*DIRECTIVE:*
Search the data below for the word "components" and copy each line that holds it.

*GIVEN DATA:*
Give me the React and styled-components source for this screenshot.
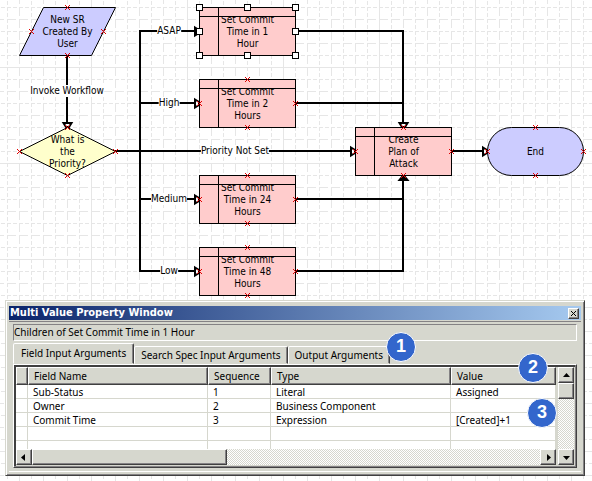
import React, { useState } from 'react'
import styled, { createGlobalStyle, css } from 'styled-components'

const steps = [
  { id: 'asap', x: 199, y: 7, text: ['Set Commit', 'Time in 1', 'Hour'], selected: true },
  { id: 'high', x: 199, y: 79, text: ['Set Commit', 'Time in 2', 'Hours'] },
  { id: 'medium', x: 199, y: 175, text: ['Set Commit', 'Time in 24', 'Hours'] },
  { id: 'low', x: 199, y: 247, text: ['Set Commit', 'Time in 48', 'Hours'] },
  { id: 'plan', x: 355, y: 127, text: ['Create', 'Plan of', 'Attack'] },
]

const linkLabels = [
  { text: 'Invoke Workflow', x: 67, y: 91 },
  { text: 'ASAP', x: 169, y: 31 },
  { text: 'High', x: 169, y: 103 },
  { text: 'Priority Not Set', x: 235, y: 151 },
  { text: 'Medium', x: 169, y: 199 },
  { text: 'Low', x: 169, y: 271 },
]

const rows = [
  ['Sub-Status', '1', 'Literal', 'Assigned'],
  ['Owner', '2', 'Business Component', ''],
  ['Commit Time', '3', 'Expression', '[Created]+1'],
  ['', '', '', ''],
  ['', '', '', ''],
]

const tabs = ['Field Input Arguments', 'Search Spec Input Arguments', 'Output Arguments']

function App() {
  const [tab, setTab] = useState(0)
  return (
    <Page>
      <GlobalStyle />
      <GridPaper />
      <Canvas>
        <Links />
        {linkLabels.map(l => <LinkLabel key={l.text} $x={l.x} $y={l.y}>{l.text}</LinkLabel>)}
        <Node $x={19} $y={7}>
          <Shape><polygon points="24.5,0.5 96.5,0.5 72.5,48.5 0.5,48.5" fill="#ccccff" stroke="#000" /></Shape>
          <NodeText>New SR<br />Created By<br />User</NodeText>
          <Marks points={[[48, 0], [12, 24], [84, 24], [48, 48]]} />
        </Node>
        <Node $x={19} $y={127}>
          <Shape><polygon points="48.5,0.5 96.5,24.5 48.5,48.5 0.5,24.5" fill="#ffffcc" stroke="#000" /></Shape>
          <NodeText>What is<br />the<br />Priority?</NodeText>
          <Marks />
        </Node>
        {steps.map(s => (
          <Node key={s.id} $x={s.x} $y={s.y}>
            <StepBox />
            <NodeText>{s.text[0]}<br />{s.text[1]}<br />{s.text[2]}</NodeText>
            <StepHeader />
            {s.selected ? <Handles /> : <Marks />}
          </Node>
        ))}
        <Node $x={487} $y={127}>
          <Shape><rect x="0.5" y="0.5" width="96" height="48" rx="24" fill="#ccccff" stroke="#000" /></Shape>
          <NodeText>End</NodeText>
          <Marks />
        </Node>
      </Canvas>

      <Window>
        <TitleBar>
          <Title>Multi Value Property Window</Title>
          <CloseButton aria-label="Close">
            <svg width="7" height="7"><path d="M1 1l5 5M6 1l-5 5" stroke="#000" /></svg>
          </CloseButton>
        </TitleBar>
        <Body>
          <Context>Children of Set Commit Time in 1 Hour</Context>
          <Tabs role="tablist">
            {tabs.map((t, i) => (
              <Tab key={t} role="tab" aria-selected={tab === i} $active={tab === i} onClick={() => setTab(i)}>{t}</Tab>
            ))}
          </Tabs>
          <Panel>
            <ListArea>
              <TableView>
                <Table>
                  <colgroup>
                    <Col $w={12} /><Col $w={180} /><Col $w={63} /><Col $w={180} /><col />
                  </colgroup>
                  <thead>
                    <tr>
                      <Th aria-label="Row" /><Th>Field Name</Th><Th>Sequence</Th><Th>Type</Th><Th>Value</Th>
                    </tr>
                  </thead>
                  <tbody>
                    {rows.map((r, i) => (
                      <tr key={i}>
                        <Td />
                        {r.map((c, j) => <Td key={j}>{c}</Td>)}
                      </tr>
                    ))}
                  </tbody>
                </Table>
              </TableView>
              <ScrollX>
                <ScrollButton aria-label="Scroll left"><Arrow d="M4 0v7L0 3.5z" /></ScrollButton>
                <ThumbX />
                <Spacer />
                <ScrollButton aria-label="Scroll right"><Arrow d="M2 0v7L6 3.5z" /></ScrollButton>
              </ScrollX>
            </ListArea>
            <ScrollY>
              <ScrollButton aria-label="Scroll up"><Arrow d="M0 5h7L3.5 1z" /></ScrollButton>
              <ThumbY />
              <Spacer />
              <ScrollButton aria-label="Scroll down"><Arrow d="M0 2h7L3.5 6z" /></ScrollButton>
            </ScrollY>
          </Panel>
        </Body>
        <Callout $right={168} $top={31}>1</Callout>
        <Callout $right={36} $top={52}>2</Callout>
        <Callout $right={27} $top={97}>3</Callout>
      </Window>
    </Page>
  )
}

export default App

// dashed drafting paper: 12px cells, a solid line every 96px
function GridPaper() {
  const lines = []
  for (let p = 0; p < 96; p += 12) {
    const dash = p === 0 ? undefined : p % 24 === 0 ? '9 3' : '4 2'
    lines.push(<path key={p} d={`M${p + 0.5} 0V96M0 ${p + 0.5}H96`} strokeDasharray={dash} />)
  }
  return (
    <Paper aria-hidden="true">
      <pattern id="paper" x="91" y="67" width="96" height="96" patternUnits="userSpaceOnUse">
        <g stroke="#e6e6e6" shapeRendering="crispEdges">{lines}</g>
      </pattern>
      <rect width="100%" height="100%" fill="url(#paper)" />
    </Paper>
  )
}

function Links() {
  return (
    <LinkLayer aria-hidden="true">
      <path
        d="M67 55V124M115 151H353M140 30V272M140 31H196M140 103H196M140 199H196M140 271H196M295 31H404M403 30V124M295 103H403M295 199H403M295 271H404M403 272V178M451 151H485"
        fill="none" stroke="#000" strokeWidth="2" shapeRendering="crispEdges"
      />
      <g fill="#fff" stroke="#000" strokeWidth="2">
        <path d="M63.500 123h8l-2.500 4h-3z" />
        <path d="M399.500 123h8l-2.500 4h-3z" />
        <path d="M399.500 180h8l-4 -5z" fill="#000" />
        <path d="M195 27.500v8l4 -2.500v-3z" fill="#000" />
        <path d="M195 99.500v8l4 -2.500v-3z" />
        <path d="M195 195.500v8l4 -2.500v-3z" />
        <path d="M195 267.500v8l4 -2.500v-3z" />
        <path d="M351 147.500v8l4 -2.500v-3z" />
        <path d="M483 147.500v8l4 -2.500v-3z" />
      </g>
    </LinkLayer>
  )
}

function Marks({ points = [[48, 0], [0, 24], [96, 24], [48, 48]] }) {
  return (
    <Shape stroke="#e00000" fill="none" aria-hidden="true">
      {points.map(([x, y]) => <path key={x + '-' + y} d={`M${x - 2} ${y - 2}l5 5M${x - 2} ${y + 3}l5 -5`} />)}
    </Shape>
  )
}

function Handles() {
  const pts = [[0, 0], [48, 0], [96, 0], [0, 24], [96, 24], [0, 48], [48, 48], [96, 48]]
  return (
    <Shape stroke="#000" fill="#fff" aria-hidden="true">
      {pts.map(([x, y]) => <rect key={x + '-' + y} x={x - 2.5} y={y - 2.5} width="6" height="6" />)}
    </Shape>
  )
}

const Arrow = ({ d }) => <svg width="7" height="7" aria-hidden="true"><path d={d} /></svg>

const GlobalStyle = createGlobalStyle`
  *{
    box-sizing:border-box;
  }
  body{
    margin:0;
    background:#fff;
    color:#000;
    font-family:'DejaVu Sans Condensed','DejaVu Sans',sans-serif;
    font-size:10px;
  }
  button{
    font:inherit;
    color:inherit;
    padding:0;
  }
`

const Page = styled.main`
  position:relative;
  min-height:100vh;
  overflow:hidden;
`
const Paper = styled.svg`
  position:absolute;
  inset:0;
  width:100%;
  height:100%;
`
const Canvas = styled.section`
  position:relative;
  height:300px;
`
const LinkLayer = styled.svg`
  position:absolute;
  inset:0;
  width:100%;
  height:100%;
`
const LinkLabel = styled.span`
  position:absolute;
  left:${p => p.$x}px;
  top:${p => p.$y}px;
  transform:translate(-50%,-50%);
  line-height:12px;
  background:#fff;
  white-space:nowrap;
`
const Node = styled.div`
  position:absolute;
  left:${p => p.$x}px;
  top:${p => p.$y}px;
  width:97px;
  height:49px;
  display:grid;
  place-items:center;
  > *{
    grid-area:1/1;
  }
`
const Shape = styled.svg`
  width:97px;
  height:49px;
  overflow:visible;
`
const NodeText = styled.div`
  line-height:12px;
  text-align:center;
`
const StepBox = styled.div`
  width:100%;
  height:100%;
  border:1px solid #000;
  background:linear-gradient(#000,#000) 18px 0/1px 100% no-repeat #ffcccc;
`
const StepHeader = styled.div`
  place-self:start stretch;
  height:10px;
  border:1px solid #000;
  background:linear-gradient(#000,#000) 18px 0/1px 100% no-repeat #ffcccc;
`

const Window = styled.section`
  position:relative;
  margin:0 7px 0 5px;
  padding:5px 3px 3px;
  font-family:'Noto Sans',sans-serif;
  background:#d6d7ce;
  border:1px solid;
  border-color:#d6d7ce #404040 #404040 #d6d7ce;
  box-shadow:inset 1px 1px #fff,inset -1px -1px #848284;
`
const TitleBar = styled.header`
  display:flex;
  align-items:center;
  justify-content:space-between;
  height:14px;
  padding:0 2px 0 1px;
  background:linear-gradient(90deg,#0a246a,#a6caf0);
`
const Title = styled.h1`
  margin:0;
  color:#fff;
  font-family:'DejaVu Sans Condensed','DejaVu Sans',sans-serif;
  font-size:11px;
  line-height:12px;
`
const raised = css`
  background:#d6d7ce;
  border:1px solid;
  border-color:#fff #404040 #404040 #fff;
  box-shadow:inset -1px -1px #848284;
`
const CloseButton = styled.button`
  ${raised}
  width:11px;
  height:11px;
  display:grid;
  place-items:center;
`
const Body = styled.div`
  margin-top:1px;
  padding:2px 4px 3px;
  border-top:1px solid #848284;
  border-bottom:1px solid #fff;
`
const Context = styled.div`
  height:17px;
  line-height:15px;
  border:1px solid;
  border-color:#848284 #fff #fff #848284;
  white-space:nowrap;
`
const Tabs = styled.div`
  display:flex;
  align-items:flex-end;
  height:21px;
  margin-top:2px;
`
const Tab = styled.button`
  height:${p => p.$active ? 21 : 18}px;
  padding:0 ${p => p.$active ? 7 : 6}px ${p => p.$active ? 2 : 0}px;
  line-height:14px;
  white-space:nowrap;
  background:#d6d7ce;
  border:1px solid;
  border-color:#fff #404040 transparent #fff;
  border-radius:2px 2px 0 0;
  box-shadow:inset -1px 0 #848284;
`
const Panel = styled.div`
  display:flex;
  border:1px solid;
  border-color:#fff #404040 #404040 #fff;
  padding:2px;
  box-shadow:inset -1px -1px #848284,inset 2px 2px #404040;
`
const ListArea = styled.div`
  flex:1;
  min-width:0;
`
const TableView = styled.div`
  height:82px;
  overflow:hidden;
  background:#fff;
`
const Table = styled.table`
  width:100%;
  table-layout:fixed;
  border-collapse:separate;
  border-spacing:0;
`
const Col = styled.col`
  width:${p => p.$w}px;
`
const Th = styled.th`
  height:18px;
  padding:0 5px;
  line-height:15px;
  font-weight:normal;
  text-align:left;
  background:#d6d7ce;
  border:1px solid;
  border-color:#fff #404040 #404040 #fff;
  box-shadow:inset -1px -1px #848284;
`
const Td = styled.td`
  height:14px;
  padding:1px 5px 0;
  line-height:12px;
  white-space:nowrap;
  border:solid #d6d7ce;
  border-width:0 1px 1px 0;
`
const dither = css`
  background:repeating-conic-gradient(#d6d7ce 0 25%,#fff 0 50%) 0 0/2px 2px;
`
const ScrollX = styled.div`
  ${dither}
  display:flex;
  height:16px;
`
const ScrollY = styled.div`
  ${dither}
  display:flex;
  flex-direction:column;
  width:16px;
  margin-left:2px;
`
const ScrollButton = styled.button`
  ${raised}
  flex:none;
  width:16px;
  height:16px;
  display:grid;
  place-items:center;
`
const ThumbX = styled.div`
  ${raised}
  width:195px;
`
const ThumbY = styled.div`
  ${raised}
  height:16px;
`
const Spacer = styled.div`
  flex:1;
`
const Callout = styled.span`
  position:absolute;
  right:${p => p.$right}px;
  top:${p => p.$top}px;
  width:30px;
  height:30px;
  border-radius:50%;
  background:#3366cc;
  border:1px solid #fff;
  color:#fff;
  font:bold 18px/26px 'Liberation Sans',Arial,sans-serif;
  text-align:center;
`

*CORRECT OUTPUT:*
Give me the React and styled-components source for this screenshot.
import styled, { createGlobalStyle, css } from 'styled-components'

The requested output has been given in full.